Variable Cash Reserve Ratio and Credit Control

Considering the limitations of the bank rate policy and the open market operations, the need to develop a very effective method of credit control was felt. Especially  the need was to directly control the power of the commercial banks to create credit, Variable cash reserve ratio was suggested as one more method of quantitative credit control by Keynes. Further this method is considered necessary for promoting the overall liquidity and solvency of the banking system, apart from improving the public confidence on the banking system.

The process of working of this method of credit control can be easily understood with an example. Suppose in an economy there is over expansion of credit which is possible with excessive cash reserves with the commercial banks. To check this, the central bank may raise the cash reserve ratio say from 20% to 25% Then this will bring down the availability of cash reserve with the commercial banks. With lesser cash reserve they can only create lesser credit. Similarly, suppose the central bank wants to expand the credit creation by the commercial banks. Then it will bring down the cash reserve ratio say from 25% to 20%. This will enable the Commercial banks to have more cash reserve with which they can create more credit. It should be noticed that the cash reserve ratio determines the credit multiplier in an economy. An increase in former will contract credit through multiplier effect and reduction in the former will expand credit through multiplier.

In India the variable cash reserve ratio is slightly altered and it is called Statutory Liquidity Ratio (SLR). SLR means that every commercial bank should maintain a certain amount of liquidity to meet its liabilities. This SLR includes, the cash reserve with the Reserve Bank of India (RBI), cash-with other banks-and investment in government securities, any increase in SLR will reduce the lendable funds with commercial banks and decrease in SLR will increase the lendable funds with them. SLR helps in not only credit control but it also helps in assisting the government’s borrowing programs.
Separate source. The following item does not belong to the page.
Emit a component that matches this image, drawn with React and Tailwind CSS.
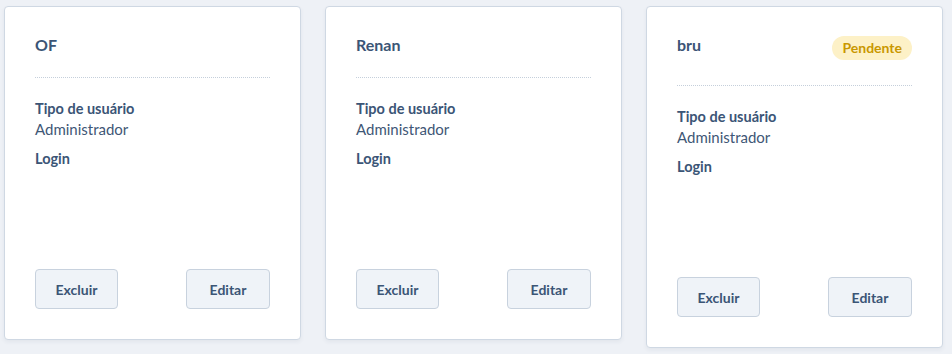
import React from "react";

const users = [
  { name: "OF", type: "Administrador", pending: false },
  { name: "Renan", type: "Administrador", pending: false },
  { name: "bru", type: "Administrador", pending: true },
];

function Card({ u }) {
  return (
    <div className="w-[297px] shrink-0 self-start bg-white border border-[#cfd8e3] rounded-[4px] shadow-[0_2px_4px_rgba(30,50,90,0.06)] px-[30px] pt-[26px] pb-[30px] flex flex-col">
      <div className="flex items-start justify-between">
        <div className="text-[16px] leading-[24px] font-bold text-[#3b5576]">{u.name}</div>
        {u.pending && (
          <div className="mt-[3px] mb-[5px] h-[24px] px-[10px] rounded-full bg-[#fdf1c7] text-[#c99700] text-[14px] font-bold leading-[24px]">
            Pendente
          </div>
        )}
      </div>
      <div className="mt-[20px] border-t border-dotted border-[#c5cfdb]" />
      <div className="mt-[21px] text-[14.5px] leading-[20px] font-bold text-[#3b5576]">Tipo de usuário</div>
      <div className="text-[15px] leading-[20px] text-[#3f5776]">{u.type}</div>
      <div className="mt-[10px] text-[14.5px] leading-[20px] font-bold text-[#3b5576]">Login</div>
      <div className="mt-[100px] flex justify-between">
        <button className="w-[83px] h-[40px] rounded-[4px] border border-[#c8d2de] bg-[#eff3f8] text-[14px] font-bold text-[#3b5576]">
          Excluir
        </button>
        <button className="w-[84px] h-[40px] rounded-[4px] border border-[#c8d2de] bg-[#eff3f8] text-[14px] font-bold text-[#3b5576]">
          Editar
        </button>
      </div>
    </div>
  );
}

export default function App() {
  return (
    <div
      className="w-[952px] h-[354px] bg-[#eef1f6] pl-[4px] pt-[6px] flex gap-[24px] overflow-hidden"
      style={{ fontFamily: "Lato, 'Liberation Sans', sans-serif" }}
    >
      {users.map((u) => (
        <Card key={u.name} u={u} />
      ))}
    </div>
  );
}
This method is also called as the method of secondary reserves requirements.

Though the variable cash reserve ratio is considered superior to other methods of quantitative credit control, it has the following limitations:

  1. Commercial banks with excess reserve are least affected by the method.
  2. Commercial banks with a very strong source of foreign funds can by-pass this policy.
  3. The central bank’s policy of liberalizing or contracting the credit may not be commensurate with the investor’s attitude.
  4. This policy also affects all commercial banks uniformly i.e., banks with large cash reserve as well as small reserve. As a result the policy may harm some banks in the process protecting the economy.
  5. The commercial banks will lose their freedom because of the policy, hence, they will always be cautious in maintaining additional reserve.
  6. As the cash reserves maintained by the commercial bank do not fetch any interest, in a way, this policy brings down the earnings of commercial-banks.
  7. As this method is very effective, it has to be very carefully applied by the central bank as otherwise it has to undo itself all that it has attempted to maintain economic stability.
  8. This policy directly affects the securities market as increase in cash reserve required by the central bank will force the commercial banks to dispose of securities they have, causing depression in prices of securities resulting in heavy financial loss.

In spite of all these limitations, the variable cash reserve ratio is by and large effective method of controlling the quantum of credit in an economy this policy has to be carefully adopted as otherwise, it may result in severally, unwanted consequences on the economy.